Friday, March 30, 2012

A litigator's nightmare

As the Proof & Hearsay blog reports, the Wisconsin Supreme Court today suspended two lawyers—Joe Sommers and and Paul Humphrey—for 30 days each. The suspensions arise out of their conduct in a single criminal case in which Humphrey was the prosecutor and Sommers was the defense attorney.

We civil litigators are used to cases getting kind of ugly, with accusations of discovery abuse and threats of sanctions thrown around with abandon. But my impression (based partly on a short stint as a city prosecutor) was that things were usually a little more civil (ha ha) among criminal lawyers. Apparently not.

Although each lawyer received the same punishment, their offending conduct was quite distinct.

The prosecutor, Mr. Humphrey, was alleged to have withheld evidence (some photographs) and then to have lied about it in an affidavit and in court. Mr. Humphrey denied the accusation, claiming that he did "make available" the photographs, but that Mr. Sommers did not avail himself of the opportunity to receive them.

Mr. Sommers's suspension, on the other hand, is based on outrageous in-court conduct and statements. The statements are quoted at length in the court's opinion in paragraphs 45 through 53. In essence, he leveled an accusation that the case had been "orchestrated" between the judge and the prosecutor, and, in open court, called the proceeding a "kangaroo court." He made these accusations, apparently, while yelling loudly enough that at one point nine court bailiffs ran into the courtroom assuming that some sort of altercation was occurring. Eventually, the trial judge had enough:
Can you stop, please, Joe?  Joe Sommers listen to me.  I don't think I've ever done this across the bench before.  I have read this file twice.  This is not the first time that it appears that you're an attorney that's out of control.  The record reflects that.  And it clearly does today.  Oh, it isn't going to reflect the amount of volume that you had or how totally out of control you were, that it required six, seven, eight bailiffs in here to see what was going on to protect the dignity of the Court which diminished entirely with your outrageous demeanor.  
. . .  
I understand passion.  I've seen many of the defense attorneys that are sitting here passionate -- passionate about what they do.  They don't react in the manner that you just did.  They don't -- They tend to let go.  They tend to make their case.  They tend to make their motion, and if they lose it, they know there's an appellate route.  There is a way to get someone to review this.   
I seriously question whether you've got yourself together, Joe Sommers.  I'm sorry.  But you are not in control.  I am very fearful of going forward with a jury, it's almost a certain mistrial.  It is almost impossible to get you to stop talking, and there was no stopping you minutes ago when all those bailiffs -- there was no stopping you, nothing I said or could have done.  
. . .  
And I'm trying very hard, very hard to be fair under what I consider extraordinarily difficult proceedings today.  Very difficult.   
I -- I'm just amazed at how out of control you have become.  And today kind of the last nail in the coffin, so to speak, is when you tie me into the conspiracy.  And you said oh, no, it's not quite a conspiracy, you have a good record, Judge, for all these years, but this morning there was an orchestration with these people here . . .
Of course, it wouldn't be a Wisconsin Supreme Court opinion without childish sniping between the justices. Yes, even in disciplinary cases decided in per curiam opinions. The impetus for the infighting this time is Justice Prosser's dissent in the Humphrey case, in which he argues that the suspension is an inappropriate penalty for what he terms "semantic disputes" and that a public reprimand would be more appropriate. He also objects to imposing the full costs of the proceeding against Mr. Humphrey.
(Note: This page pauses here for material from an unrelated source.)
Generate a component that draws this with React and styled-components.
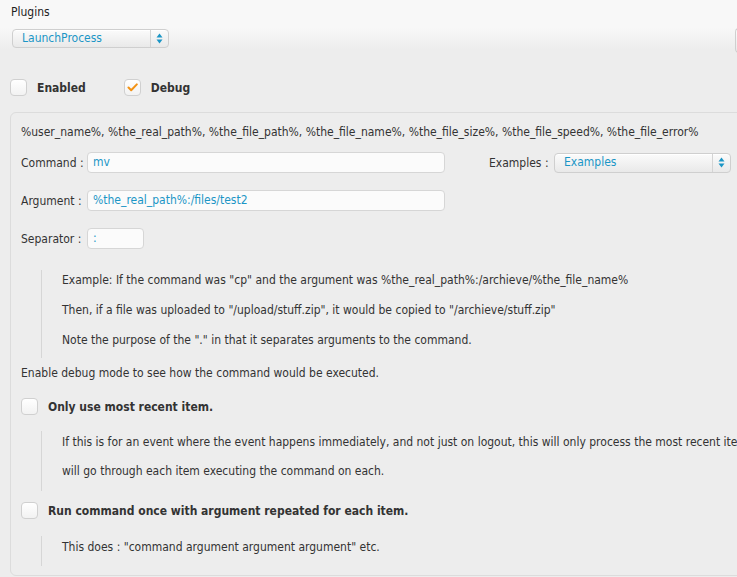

But he goes further, stating that the circumstance of the case—particularly that it was tied to the case against Mr. Sommers, even though the disciplinary matters were fully discrete—were "irregular" and "seriously undermine the confidence in the in the lawyer regulation system." Among his specific complaints is that Humphrey was left "twisting in the wind" for three-and-a-half years while the Supreme Court decided the Sommers case. The underlying conduct occurred in 2004; oral argument at the Supreme Court was in 2008. The opinion came down today.

To Chief Justice Abrahamson, Prosser's dissent is full of "storm and fury and nasty insinuations about the court's actions." She admits that the case "took too long" but caustically rebuts Prosser's assertion that there was anything in the case amounting to an "irregularity" that could call into question the legitimacy of the lawyer regulation system.

On the face of it, giving both Sommers and Humphrey the same 30-day suspension seems to approach an abdication of judgment, given that Sommers's in-court comments are among the most outrageous open-court accusations I've ever heard leveled against a judge by a member of the bar. But that's debateable, I guess. What is not debateable, I think, is that the delays in this case—eight years in total, three-and-a-half years between oral argument and opinions—amount to a miscarriage of justice. Even after the Sommers case was argued in 2010, it took the Supreme Court 16 months to issue these opinions. That is just ridiculous. The Wisconsin Supreme Court has to get its act together.